I should probably redo this one on a regular basis to see if this building on the corner of Hayes and Laguna Street continues to survive. This was where the dental office of John McTeague was located in the 1924 film ‘Greed’, a movie that is considered one of the greatest films of all time.
Almost a perfect matchup, except that I’m 210 feet higher than from where the vintage postcard was taken: I’ll redo it from the Coit Tower parking lot instead of at the top of the tower after they cut back all of those trees blocking most of the view from the parking lot nowadays.
Buffalo Bill at the Cliff House: I’d give anything to redo this one if my best friend could be in it again.
The Ferry Building on Halloween, 2010: No, that orange wasn’t for Halloween, the Giants were just about to win their first World Series in San Francisco. I’ll redo it again the next time they win the World Series.
Last February I mentioned that someday I’d like to redo the top then and now picture I posted of the east entrance to the Union Square Garage taken during the 1940s. The source of the vintage picture was the Facebook page San Francisco Remembered. The Stockton Street construction on the Muni Metro extension to Chinatown made for a poor comparison picture back then. They’ve finished this portion of the new rail line and I was able to get a better then and now picture in between rain showers today. Back in the 40s Union Square had four entrances and exits; north, south, east and west. Today, there’s only the north and south drive-through on Post Street and Geary Street.
With lower Stockton Street open again after so many years they’re not about to close it again, so they moved the street mall to Grant Avenue between Geary Blvd. and Post Street, and Maiden Lane. The vintage picture here on Grant Avenue is from 1960. (Source, opensfhistory.org)
The pedestrian mall used to run along Stockton Street from Market Street to Geary Blvd for years. This picture of mine was taken in 2016 between O’Farrell Street and Geary looking toward the old Macy’s clock.
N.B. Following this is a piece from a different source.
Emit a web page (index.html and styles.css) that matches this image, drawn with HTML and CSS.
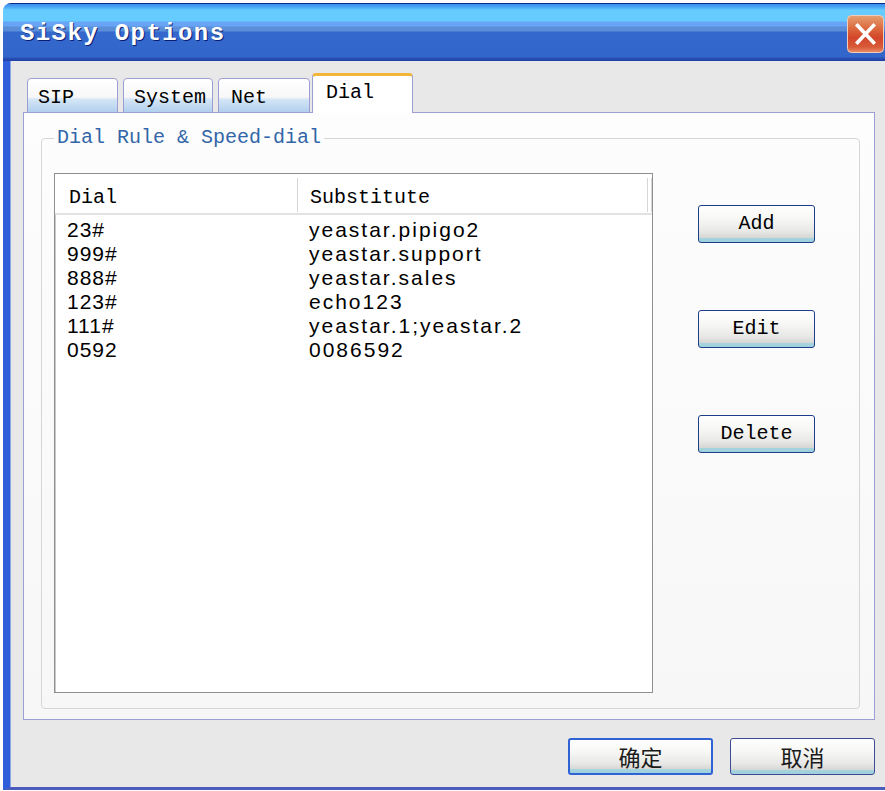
FILE: index.html
```html
<!DOCTYPE html>
<html lang="en">
<head>
<meta charset="utf-8">
<title>SiSky Options</title>
<link rel="stylesheet" href="styles.css">
</head>
<body>
<div class="window">
  <div class="titlebar">
    <span class="title">SiSky Options</span>
    <button class="close" aria-label="Close">
      <svg width="37" height="38" viewBox="0 0 37 38">
        <defs>
          <linearGradient id="closeFill" x1="0" y1="0" x2="0" y2="1">
            <stop offset="0" stop-color="#e6a072"/>
            <stop offset="0.35" stop-color="#dc6a3e"/>
            <stop offset="0.6" stop-color="#d2462a"/>
            <stop offset="0.85" stop-color="#d85a38"/>
            <stop offset="1" stop-color="#eb8e6a"/>
          </linearGradient>
        </defs>
        <rect x="0.5" y="0.5" width="36" height="37" rx="4" fill="url(#closeFill)" stroke="#f2cdb8"/>
        <path d="M10.5 10.5 L26.5 27.5 M26.5 10.5 L10.5 27.5" stroke="#ffffff" stroke-width="3.6" stroke-linecap="square"/>
      </svg>
    </button>
  </div>

  <div class="client">
    <div class="tabs">
      <div class="tab tab-sip">SIP</div>
      <div class="tab tab-system">System</div>
      <div class="tab tab-net">Net</div>
      <div class="tab tab-dial active">Dial</div>
    </div>

    <div class="panel">
      <fieldset class="group">
        <legend>Dial Rule &amp; Speed-dial</legend>
        <div class="group-body">
          <div class="list">
            <div class="list-head">
              <div class="hcol hcol-dial">Dial</div>
              <div class="hcol hcol-sub">Substitute</div>
              <div class="hcol hcol-end"></div>
            </div>
            <div class="list-body">
              <div class="row"><span class="c1">23#</span><span class="c2">yeastar.pipigo2</span></div>
              <div class="row"><span class="c1">999#</span><span class="c2">yeastar.support</span></div>
              <div class="row"><span class="c1">888#</span><span class="c2">yeastar.sales</span></div>
              <div class="row"><span class="c1">123#</span><span class="c2">echo123</span></div>
              <div class="row"><span class="c1">111#</span><span class="c2">yeastar.1;yeastar.2</span></div>
              <div class="row"><span class="c1">0592</span><span class="c2">0086592</span></div>
            </div>
          </div>
          <div class="actions">
            <button class="btn">Add</button>
            <button class="btn">Edit</button>
            <button class="btn">Delete</button>
          </div>
        </div>
      </fieldset>
    </div>

    <div class="footer">
      <button class="btn btn-cjk btn-default">确定</button>
      <button class="btn btn-cjk">取消</button>
    </div>
  </div>
</div>
</body>
</html>
```

FILE: styles.css
```css
html, body {
  margin: 0;
  padding: 0;
  background: #ffffff;
}

body {
  font-family: "Liberation Mono", monospace;
  color: #000;
}

.window {
  margin: 3px 0 0 3px;
  width: 882px;
  height: 787px;
  display: flex;
  flex-direction: column;
  border-top-left-radius: 8px;
  overflow: hidden;
}

/* XP style caption */
.titlebar {
  flex: none;
  height: 58px;
  display: flex;
  align-items: center;
  justify-content: space-between;
  padding: 3px 1px 0 17px;
  box-sizing: border-box;
  background: linear-gradient(
    #0c2c8c 0px, #0c2c8c 1px,
    #3c8cec 1px, #4aa6f4 4px,
    #66ccff 7px, #66ccff 18px,
    #68a4f6 19px, #68a4f6 23px,
    #5a8ed8 24px, #5a8ed8 28px,
    #3468cc 29px, #3266ca 54px,
    #2a52b8 55px, #1e3ea4 58px);
}

.title {
  font-family: "Liberation Mono", monospace;
  font-weight: bold;
  font-size: 24px;
  letter-spacing: 1.4px;
  color: #ffffff;
  text-shadow: 1px 1px 0 #0b1d70;
}

.close {
  width: 37px;
  height: 38px;
  padding: 0;
  margin: 0;
  border: 0;
  background: none;
  display: block;
}

.close svg {
  display: block;
}

.client {
  flex: 1;
  display: flex;
  flex-direction: column;
  background: #e8e8e8;
  border-left: 7px solid #2f60da;
  border-bottom: 3px solid #4c5cbc;
  box-shadow: inset 1px 0 0 #8ea6e6;
  padding: 12px 10px 0 13px;
  min-height: 0;
}

/* Tab strip */
.tabs {
  display: flex;
  align-items: flex-end;
  padding-left: 4px;
  margin-bottom: -1px;
  position: relative;
  z-index: 1;
}

.tab {
  box-sizing: border-box;
  height: 35px;
  padding: 9px 0 0 10px;
  font-size: 20px;
  line-height: 20px;
  border: 1px solid #9d9fd2;
  border-radius: 4px 4px 0 0;
  background: linear-gradient(#ffffff 0%, #f7f7f7 55%, #d4e6f6 62%, #b2cfee 100%);
  margin-right: 5px;
}

.tab-sip { width: 91px; }
.tab-system { width: 90px; }
.tab-net { width: 92px; padding-left: 12px; margin-right: 2px; }

.tab.active {
  width: 101px;
  height: 40px;
  padding: 7px 0 0 13px;
  border-top: 3px solid #f3b43a;
  border-bottom: none;
  background: #ffffff;
  margin-right: 0;
}

/* Tab page */
.panel {
  flex: none;
  height: 608px;
  box-sizing: border-box;
  border: 1px solid #9d9fd2;
  background: linear-gradient(#fdfdfd, #f7f7f7);
  padding: 14px 14px 11px 17px;
  display: flex;
  flex-direction: column;
}

.group {
  flex: 1;
  margin: 0;
  min-width: 0;
  border: 1px solid #d6d6d2;
  border-radius: 4px;
  padding: 0 12px 15px 12px;
  display: flex;
  flex-direction: column;
}

.group legend {
  font-size: 20px;
  line-height: 22px;
  color: #3366a8;
  padding: 0 3px;
}

.group-body {
  flex: 1;
  display: flex;
  align-items: flex-start;
  padding-top: 24px;
}

/* List view */
.list {
  box-sizing: border-box;
  width: 599px;
  height: 520px;
  border: 1px solid #8f8f8f;
  box-shadow: inset 1px 1px 0 #c9c9c9;
  background: #ffffff;
  flex: none;
}

.list-head {
  display: flex;
  height: 41px;
  box-sizing: border-box;
  padding-top: 4px;
  border-bottom: 2px solid #e2e2e2;
  background: #ffffff;
}

.hcol {
  box-sizing: border-box;
  height: 34px;
  padding-top: 10px;
  font-size: 20px;
  line-height: 20px;
  border-right: 1px solid #d6d6d6;
}

.hcol-dial { width: 242px; padding-left: 13px; margin-left: 1px; }
.hcol-sub { width: 350px; padding-left: 12px; }
.hcol-end { width: 4px; }

.list-body {
  padding-top: 3px;
  font-family: "Liberation Sans", Arial, sans-serif;
  font-size: 21px;
  letter-spacing: 2px;
}

.row {
  display: flex;
  height: 24px;
  line-height: 24px;
}

.c1 {
  width: 242px;
  box-sizing: border-box;
  padding-left: 12px;
  letter-spacing: 1px;
}

.c2 {
  padding-left: 12px;
}

/* Buttons */
.actions {
  display: flex;
  flex-direction: column;
  gap: 67px;
  margin-left: 45px;
  padding-top: 32px;
}

.btn {
  box-sizing: border-box;
  width: 117px;
  height: 38px;
  margin: 0;
  padding: 0 0 2px;
  font-family: "Liberation Mono", monospace;
  font-size: 20px;
  color: #000;
  border: 1px solid #1d3f8a;
  border-radius: 3px;
  background: linear-gradient(#ffffff 0%, #f7f7f5 35%, #e8e8e6 70%, #d6d6d4 88%, #a6d4de 89%, #9ccfdc 100%);
  box-shadow: inset 0 1px 0 #ffffff;
}

.footer {
  display: flex;
  justify-content: flex-end;
  gap: 17px;
  margin-top: 18px;
}

.btn-cjk {
  width: 145px;
  height: 37px;
  font-family: "Noto Sans CJK SC", "Noto Sans", sans-serif;
  font-size: 22px;
  line-height: 1;
  color: #1a1a1a;
  border-color: #3c4c94;
}

.btn-default {
  border: 2px solid #2f62d4;
}
```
The vintage picture is from the 1940’s.
There were a lot of Maidens in Maiden Lane in this picture from 1949. (opensfhistory.org)
The southeast corner of Stockton Street and Geary St. in 1958, looking toward the old I Magnin Department Store: The vintage picture was taken near the entrance of the much loved City of Paris Department Store. (opensfhistory.org)
The City of Paris seen from Union Square in the 1940s: Forsaking a rally to save the old landmark building, it was demolished in 1979. The Neiman Marcus Department Store is there today. (SF Chronicle)
Neiman Marcus had the class to save the painted glass ceiling from the rotunda of the City of Paris, and you can step back in time for a minute when you go up to look at it. (SF Chronicle)
The northwest corner of Geary St. and Stockton Street looking toward Union Square during the 1950s: (San Francisco Pictures Blog)
I’ve been waiting for awhile for them to clear the construction off Stockton Street from the MUNI expansion to Chinatown so I could get a comparison picture of this Charles Cushman Collection, looking past Maiden Lane toward Post Street in the 1950s.
The north entrance to the Union Square Parking Garage on Post Street in 1967: The vintage picture is a nice time capsule. (San Francisco Pictures Blog)
A gloomy 1987 picture along Post Street from Powell Street in 1987: San Francisco has had days like the older picture a lot recently, but yesterday was a little nicer. (San Francisco Pictures Blog, Rob Weststrate)
The Ferry Building and the Ferry Building: The bottom picture is a gingerbread Ferry Building on display this season in the lobby of the Ferry Building
Jefferson and Taylor Streets looking north, probably the most recognizable view of Fisherman’s Wharf and one of the most photographed intersections in the city: The vintage picture is from 1953. (San Francisco Pictures blog)
One block south of the previous picture on Taylor Street in 1956: Somebody didn’t take very good care of this old picture.
Looking southwest along Taylor Street from Jefferson in 1963: The Z backwards K Gallery is where the old Sea Captain’s Gift Shop used to be. Personally, I think Fisherman’s Wharf lost a little of its atmosphere when that gift shop went out of business. (San Francisco Pictures blog)
Pier 45, Shed B at Fisherman’s Wharf in 1932: Those baskets on the pier in my picture are crab nets being stored on Pier 45 until crab season opens.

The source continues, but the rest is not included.